Lambda Execution Models

Since returning to Turner, I’ve been implementing a lot more tools in Lambda, DynamoDB and Step Functions which has been a somewhat new experience.

In many cases I need to execute a function 100+ times. Step Functions doesn’t offer a method of fanning out N number of times with a different event for each step. There are two methods I’ve used to solve this issue.

99 Bottles of Beer

The 99 Bottles model leverages Step Functions. A function generates a list of items to work on. The list is passed to the worker function as an array. The worker function “takes one down” and does what needs to be done. The function exists with the list passed in, minus the item completed. When the list is empty, the function sets a completed flag which the Step Function state machine uses to move on to the next step.

StateMachine

  • load-account generates the list of items to process
  • more-to-do is the logic to determine if it’s time to move onto the next step.
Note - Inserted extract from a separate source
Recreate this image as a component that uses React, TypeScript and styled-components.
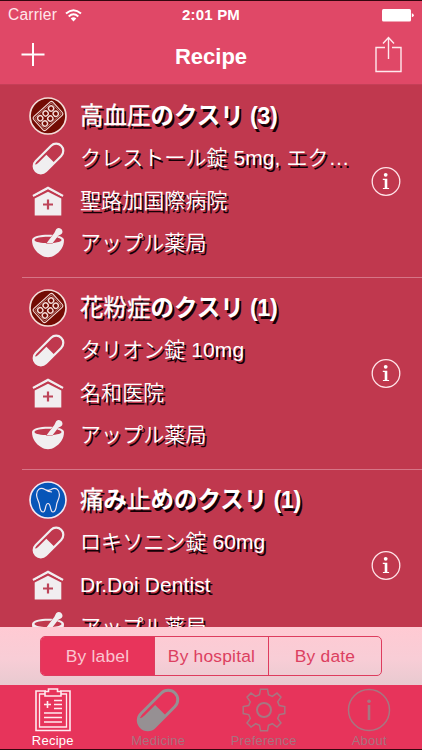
import React from 'react';
import styled, { createGlobalStyle } from 'styled-components';

const Global = createGlobalStyle`
  * { box-sizing: border-box; }
  body { margin: 0; background: #c0384e; }
  button { font: inherit; color: inherit; background: none; border: 0; padding: 0; margin: 0; }
  svg { display: block; }
`;

const Screen = styled.div`
  width: 422px;
  height: 750px;
  display: flex;
  flex-direction: column;
  overflow: hidden;
  background: #c0384e;
  border-top: 1px solid #35060f;
  border-bottom: 1px solid #35060f;
  color: #fff;
  font-family: 'Liberation Sans', 'Noto Sans CJK JP', sans-serif;
`;

const Header = styled.header`
  height: 84px;
  flex: none;
  background: #e04867;
  border-bottom: 1px solid #c43f57;
`;

const StatusBar = styled.div`
  height: 28px;
  padding: 0 8px;
  display: grid;
  grid-template-columns: 1fr auto 1fr;
  align-items: center;
  font-size: 15px;
  line-height: 28px;
`;

const Carrier = styled.div`
  display: flex;
  align-items: center;
  gap: 8px;
  color: #ffe6eb;
  font-size: 15.6px;
  letter-spacing: 0.2px;
`;

const Clock = styled.div`
  font-weight: 700;
  font-size: 15px;
  letter-spacing: 0.2px;
`;

const Battery = styled.div`
  display: flex;
  justify-content: flex-end;
`;

const NavBar = styled.div`
  height: 55px;
  display: grid;
  grid-template-columns: 66px 1fr 66px;
  align-items: center;
  justify-items: center;
`;

const NavButton = styled.button`
  padding: 0 1px 3px 0;
`;

const Title = styled.h1`
  margin: 0;
  font-size: 22px;
  font-weight: 700;
  line-height: 54px;
`;

const List = styled.main`
  height: 542px;
  flex: none;
  overflow: hidden;
  padding-top: 1px;
`;

const Recipe = styled.article`
  height: 192px;
  margin-left: 22px;
  padding-top: 8px;
  display: grid;
  grid-template-columns: 328px 72px;
  border-bottom: 1px solid #d67587;
`;

const Lines = styled.div`
  display: grid;
  grid-template-rows: 43px 42px 43px 42px;
`;

const Line = styled.div`
  display: grid;
  grid-template-columns: 52px 1fr;
  justify-items: center;
  align-items: center;
`;

const Label = styled.div<{ $heading?: boolean }>`
  justify-self: start;
  height: 42px;
  line-height: 42px;
  padding-left: 6px;
  white-space: pre;
  font-weight: ${p => (p.$heading ? 700 : 350)};
  font-size: ${p => (p.$heading ? 23.5 : 21)}px;
  letter-spacing: ${p => (p.$heading ? 0 : 0.08)}px;
  text-shadow: 2px 3px 0 #150006;
`;

const Run = styled.span<{ $kind: 'kanji' | 'kana' | 'bold' }>`
  display: inline-block;
  font-weight: ${p => (p.$kind === 'kanji' ? 400 : 700)};
  -webkit-text-stroke: ${p => (p.$kind === 'kanji' ? '0.3px #fff' : '0')};
  letter-spacing: ${p => (p.$kind === 'bold' ? -0.4 : 0)}px;
`;

const Info = styled.button`
  align-self: start;
  justify-self: center;
  margin-top: 73px;
`;

const FilterBar = styled.div`
  height: 58px;
  flex: none;
  padding: 9px 40px 0;
  background: linear-gradient(#ffcad3, #f8cdd6 55%, #e8cad0);
`;

const Segments = styled.div`
  height: 40px;
  display: grid;
  grid-template-columns: 113px 114px 1fr;
  border: 1px solid #de3c5e;
  border-radius: 5px;
  overflow: hidden;
`;

const Segment = styled.button<{ $active?: boolean }>`
  font-size: 17.4px;
  letter-spacing: 0.2px;
  line-height: 37px;
  color: ${p => (p.$active ? '#fbc4d0' : '#dc3f60')};
  background: ${p => (p.$active ? '#e8345b' : 'transparent')};
  & + & { border-left: 1px solid #de3c5e; }
`;

const TabBar = styled.nav`
  height: 64px;
  flex: none;
  display: grid;
  grid-template-columns: repeat(4, 1fr);
  background: #e7345b;
`;

const Tab = styled.button<{ $active?: boolean }>`
  display: flex;
  flex-direction: column;
  align-items: center;
  padding-top: 3px;
  font-size: 13px;
  line-height: 18px;
  letter-spacing: 0.25px;
  color: ${p => (p.$active ? '#fff' : '#a8727f')};
`;

const Blister = () => (
  <svg width="40" height="40" viewBox="0 0 40 40" fill="none" stroke="#f4dcd8">
    <circle cx="20" cy="20" r="18" fill="#730c04" strokeWidth="1.7" />
    <g transform="rotate(-42 20 20)" strokeWidth="1.1">
      <rect x="7" y="11" width="26" height="18" rx="2" />
      <rect x="8.6" y="12.6" width="22.8" height="14.8" rx="1" strokeWidth=".5" />
      {[12.7, 20, 27.3].map(x => [16.5, 23.5].map(y => <circle key={`${x}-${y}`} cx={x} cy={y} r="2.6" strokeWidth="1.4" />))}
    </g>
  </svg>
);

const Tooth = () => (
  <svg width="40" height="40" viewBox="0 0 40 40" fill="none" stroke="#f3e8f2">
    <circle cx="20" cy="20" r="18" fill="#0755b8" strokeWidth="1.7" />
    <path d="M17 9.500C12 6.500 8 10 8.700 16c.5 3.500 2.200 5.200 2.700 8.500.5 3.700.8 7.500 3.700 7.500 3.200 0 1.500-8.500 4.900-8.500s1.700 8.500 4.900 8.500c2.900 0 3.200-3.800 3.700-7.500.5-3.300 2.200-5 2.700-8.500.7-6-3.300-9.500-8.300-6.500-2.500 1.400-4.100 1-6 0Zm0 0c2.500 1.800 4 2.500 7 2.500" strokeWidth="1.200" strokeLinejoin="round" />
  </svg>
);

const Capsule = ({ size = 33, color = '#f0eff0' }) => (
  <svg width={size} height={size} viewBox="0 0 36 36">
    <g transform="rotate(45 18 18)">
      <rect x="10.200" y="-1.600" width="15.600" height="39.200" rx="7.800" fill="none" stroke={color} strokeWidth="2.400" />
      <path d="M13.400 16.700H25.800V30a7.800 7.800 0 0 1-14.400 3.700Q13.400 33 13.400 29Z" fill={color} />
    </g>
  </svg>
);

const Hospital = () => (
  <svg width="32" height="30" viewBox="0 0 32 30">
    <path d="M1 10 16 1.800 31 10" fill="none" stroke="#f1eef0" strokeWidth="2.500" />
    <path d="M2.700 12.500 16 5.800l13.300 6.700v17H2.700Z" fill="#f1eef0" />
    <path d="M2 11.300 16 4 30 11.300" fill="none" stroke="#c0384e" strokeWidth=".8" />
    <path d="M16 13.500v10M11 18.500h10" stroke="#bd4459" strokeWidth="2.200" />
  </svg>
);

const Mortar = () => (
  <svg width="34" height="32" viewBox="0 0 34 32">
    <path d="M1 13c0 7 4 12 9 15 4 3 10 3 14 0 5-3 9-8 9-15 0-7-32-7-32 0Zm2.400 0c1-4.200 26.200-4.200 27.200 0-1 4.200-26.200 4.200-27.200 0Z" fill="#f1eef0" fillRule="evenodd" />
    <path d="M15.500 16.300 22.500 7c2-2 2-6 5.100-6 3.500 0 5 3.900 3.100 5.800-1.200 1.200-2.900 1.200-4 2.700l-5.200 6.800Z" fill="#f1eef0" stroke="#c0384e" strokeWidth=".8" paintOrder="stroke" />
  </svg>
);

const InfoIcon = () => (
  <svg width="30" height="30" viewBox="0 0 30 30">
    <circle cx="15" cy="14.500" r="13.800" fill="none" stroke="#ffe3e8" strokeWidth="1.300" />
    <circle cx="14.700" cy="7.800" r="1.900" fill="#fff" />
    <path d="M11.800 11.800h4.500v9.200h1.800v1.100h-6.200v-1.100h1.800v-8.100h-1.900Z" fill="#fff" />
  </svg>
);

const Clipboard = () => (
  <svg width="38" height="44" viewBox="0 0 38 44" fill="none" stroke="#ffeaf0" strokeWidth="1.600">
    <path d="M12 3H2v39.500h34V3H26" />
    <path d="M11 6H5.500v33h27V6H27" strokeWidth="1.300" />
    <path d="M11 3.500h3.500V1h9v2.500H27V8H11Z" />
    <path d="M13.500 13v7M10 16.500h7M20 12.500h8M20 16.500h8M20 20.500h8M10 25h18M10 29.500h18M10 34h18" />
  </svg>
);

const gearOutline = 'M18.500 1.200h7l1 5.600 3.800 1.600L35 5.100l4 4-3.300 4.700 1.600 3.800 5.500 1v7l-5.500 1-1.600 3.800L39 35l-4 4-4.700-3.300-3.800 1.600-1 5.500h-7l-1-5.500-3.800-1.600L9 39l-4-4 3.300-4.600-1.600-3.800-5.500-1v-7l5.500-1 1.600-3.800L5 9.100l4-4 4.700 3.300 3.800-1.600Z';
const Gear = () => (
  <svg width="44" height="44" viewBox="0 0 44 44" fill="none" stroke="#a77681" strokeWidth="1.500">
    <path d={gearOutline} />
    <circle cx="22" cy="22" r="7" strokeWidth="2" />
  </svg>
);

const About = () => (
  <svg width="44" height="44" viewBox="0 0 44 44" fill="none" stroke="#a77681">
    <circle cx="22" cy="22" r="20.500" strokeWidth="1.500" />
    <circle cx="22" cy="13.200" r="1.800" fill="#a77681" stroke="none" />
    <path d="M22 17v15" strokeWidth="2.600" />
  </svg>
);

type Part = ['kanji' | 'kana' | 'bold', string];
interface Entry { icon: React.ReactNode; title: Part[]; drug: string; hospital: string; pharmacy: string }

const entries: Entry[] = [
  { icon: <Blister />, title: [['kanji', '高血圧'], ['kana', 'のクスリ'], ['bold', ' (3)']], drug: 'クレストール錠 5mg, エク…', hospital: '聖路加国際病院', pharmacy: 'アップル薬局' },
  { icon: <Blister />, title: [['kanji', '花粉症'], ['kana', 'のクスリ'], ['bold', ' (1)']], drug: 'タリオン錠 10mg', hospital: '名和医院', pharmacy: 'アップル薬局' },
  { icon: <Tooth />, title: [['kanji', '痛'], ['kana', 'み'], ['kanji', '止'], ['kana', 'めのクスリ'], ['bold', ' (1)']], drug: 'ロキソニン錠 60mg', hospital: 'Dr.Doi Dentist', pharmacy: 'アップル薬局' },
];

export default function App() {
  return (
    <>
      <Global />
      <Screen>
        <Header>
          <StatusBar>
            <Carrier>
              Carrier
              <svg width="17" height="13" viewBox="0 0 17 13" fill="none" stroke="#fff" strokeWidth="2">
                <path d="M1 4.500Q8.500-2 16 4.500M3.700 7.400q4.800-4.200 9.600 0" />
                <path d="M5.700 9.500Q8.500 7 11.300 9.500L8.500 12.500Z" fill="#fff" stroke="none" />
              </svg>
            </Carrier>
            <Clock>2:01 PM</Clock>
            <Battery>
              <svg width="32" height="13" viewBox="0 0 32 13" fill="#fff">
                <rect width="29" height="12.500" rx="1.500" />
                <path d="M29.800 4.200q2 .5 2 2t-2 2Z" />
              </svg>
            </Battery>
          </StatusBar>
          <NavBar>
            <NavButton aria-label="Add">
              <svg width="24" height="24" viewBox="0 0 24 24" stroke="#fff" strokeWidth="2"><path d="M12 0v23M.5 11.500h23" /></svg>
            </NavButton>
            <Title>Recipe</Title>
            <NavButton aria-label="Share">
              <svg width="28" height="38" viewBox="0 0 28 38" fill="none" stroke="#ffe9ee" strokeWidth="1.400">
                <path d="M10 11.500H1v24h25v-24h-9M13.500 23V2M8 7.500l5.500-6 5.500 6" />
              </svg>
            </NavButton>
          </NavBar>
        </Header>
        <List>
          {entries.map((entry, i) => (
            <Recipe key={i}>
              <Lines>
                <Line>{entry.icon}<Label $heading>{entry.title.map(([kind, text], n) => <Run key={n} $kind={kind}>{text}</Run>)}</Label></Line>
                <Line><Capsule /><Label>{entry.drug}</Label></Line>
                <Line><Hospital /><Label>{entry.hospital}</Label></Line>
                <Line><Mortar /><Label>{entry.pharmacy}</Label></Line>
              </Lines>
              <Info aria-label="Details"><InfoIcon /></Info>
            </Recipe>
          ))}
        </List>
        <FilterBar>
          <Segments>
            <Segment $active>By label</Segment>
            <Segment>By hospital</Segment>
            <Segment>By date</Segment>
          </Segments>
        </FilterBar>
        <TabBar>
          <Tab $active><Clipboard />Recipe</Tab>
          <Tab><Capsule size={44} color="#969093" />Medicine</Tab>
          <Tab><Gear />Preference</Tab>
          <Tab><About />About</Tab>
        </TabBar>
      </Screen>
    </>
  );
}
It checks for the completed flag as such:
"more-to-do": {
    "Type": "Choice",
    "Choices": [{
            "Variable": "$.Complete",
            "BooleanEquals": true,
            "Next": "write-to-s3"
        },
        {
            "Variable": "$.Complete",
            "BooleanEquals": false,
            "Next": "do-account"
        }
    ],
    "Default": "error-handler"
}
  • do-account is the function that does the actual work. When the list of items is 0, it sets event[‘Complete’] to true.
  • write-to-s3 is the completion function that executes once all the items have been processed

Spray & Pray

While the 99 Bottles model processes items serially, the Spray & Pray model processes items in parallel. The parallelization leverages an SNS Topic to which the worker function is subscribed to. The trigger function generates the list of items to be worked and published an SNS message for each item. The Worker function is triggered by the SNS message. All N items are processed at the same time.

The disadvantage to Spray & Pray is the fact that there is no (easy) way to wait for completion and capture the results of all N functions. Step Functions can support waiting for the timeout interval of the worker function, but if the results are needed then they need to be either stored in DynamoDB or possibly leverage an SQS Queue.